Cid's only real attribute is his decent strength, which is still lower than Yang's or Kain's. His Study skill (which tells the HP of enemies) isn't that great either, and doesn't work on many bosses.
Edward can actually be an aversion of this. At high levels, even with lower HP than Rydia, he is one of the fastest members of the party and his harps deal full damage from the back row. His weapon received from the Bonus Dungeon deals extra damage to enemies weak against fire and dragon-type enemies, of which there are several in the final dungeon. How does 9999 damage from the Spoony Bard sound?
Strangely, Cecil himself becomes this not long after he becomes a Paladin. He has well-rounded strength, which is lower than Kain's and can get overshadowed by Edge's ninjutsu abilities, and he has access to basic White Magic, which is useless when Rosa, the game's actual White Mage, is around. However, he does remain the most durable member of the final five, with arguably the best equipment options.

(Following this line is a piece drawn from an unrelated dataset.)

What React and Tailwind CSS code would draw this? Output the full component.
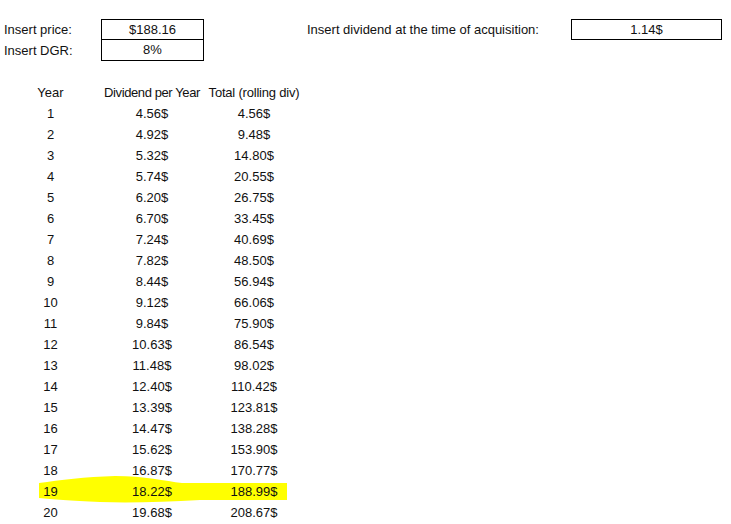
import React from "react";

const rows = [
  ["1", "4.56$", "4.56$"],
  ["2", "4.92$", "9.48$"],
  ["3", "5.32$", "14.80$"],
  ["4", "5.74$", "20.55$"],
  ["5", "6.20$", "26.75$"],
  ["6", "6.70$", "33.45$"],
  ["7", "7.24$", "40.69$"],
  ["8", "7.82$", "48.50$"],
  ["9", "8.44$", "56.94$"],
  ["10", "9.12$", "66.06$"],
  ["11", "9.84$", "75.90$"],
  ["12", "10.63$", "86.54$"],
  ["13", "11.48$", "98.02$"],
  ["14", "12.40$", "110.42$"],
  ["15", "13.39$", "123.81$"],
  ["16", "14.47$", "138.28$"],
  ["17", "15.62$", "153.90$"],
  ["18", "16.87$", "170.77$"],
  ["19", "18.22$", "188.99$"],
  ["20", "19.68$", "208.67$"],
];

export default function App() {
  return (
    <div
      className="relative w-[731px] h-[524px] bg-white text-[13px] text-[#111] overflow-hidden"
      style={{ fontFamily: '"Liberation Sans", Arial, sans-serif' }}
    >
      <svg
        className="absolute left-0 top-0 pointer-events-none"
        width="731"
        height="524"
        viewBox="0 0 731 524"
      >
        <path
          d="M39,483 C60,480 85,477 115,476 C145,476 165,481 182,483 L287,483 L287,500 L200,500 C165,502 130,503 100,502 C70,501 52,499 39,498 Z"
          fill="#ffff00"
        />
      </svg>
      <div className="relative pt-[19px]">
        <div className="flex">
          <div className="flex flex-col">
            <div className="flex h-[21px]">
              <div className="w-[101px] pl-[4px] flex items-center">Insert price:</div>
              <div className="w-[103px] border border-black flex items-center justify-center">$188.16</div>
            </div>
            <div className="flex h-[21px]">
              <div className="w-[101px] pl-[4px] flex items-center">Insert DGR:</div>
              <div className="w-[103px] border border-black border-t-0 flex items-center justify-center">8%</div>
            </div>
          </div>
          <div className="flex h-[21px] ml-[103px]">
            <div className="w-[264px] flex items-center">Insert dividend at the time of acquisition:</div>
            <div className="w-[151px] border border-black flex items-center justify-center">1.14$</div>
          </div>
        </div>
        <div className="h-[21px]" />
        <div className="flex h-[21px] items-center whitespace-nowrap">
          <div className="w-[101px] text-center">Year</div>
          <div className="w-[102px] flex justify-center">
            <span className="tracking-[-0.4px]">Dividend per Year</span>
          </div>
          <div className="w-[102px] flex justify-center">
            <span className="tracking-[-0.2px]">Total (rolling div)</span>
          </div>
        </div>
        {rows.map(([y, d, t]) => (
          <div key={y} className="flex h-[21px] items-center whitespace-nowrap">
            <div className="w-[101px] text-center">{y}</div>
            <div className="w-[102px] text-center">{d}</div>
            <div className="w-[102px] text-center">{t}</div>
          </div>
        ))}
      </div>
    </div>
  );
}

What an Idiot: Cecil borrows a world crystal (which are pretty damn important, and which are being gathered for unknown nefarious reasons) to give to Golbez in exchange for Rosa. He doesn't try to create a fake or trick Golbez or even make sure Golbez gives Rosa back first; he just hands it over. Guess whathappens next. And hell... the entire party in the Tower of Zot, especially when you read Yang's thoughts in the DS version—he rightly thinks that Kain's offered deal is fishy as hell and doesn't say a damn word.
Woolseyism: The DS version, courtesy of Tom Slattery. The Eidolons were previously just "summons" but he wanted them to have a proper name like summons did in other titles, so he dug up "Eidolon" from Final Fantasy IX, and he also translated the Mysidian Legend to more clearly refer to the duality of Cecil and Golbez. This is also a case of Doing It for the Art — Slattery was a fan of the game and the original plan was to just dump the translated text from the game's GBA release, but Slattery offered to redo the translation from scratch in order to be more faithful to the Japanese and give it more flair.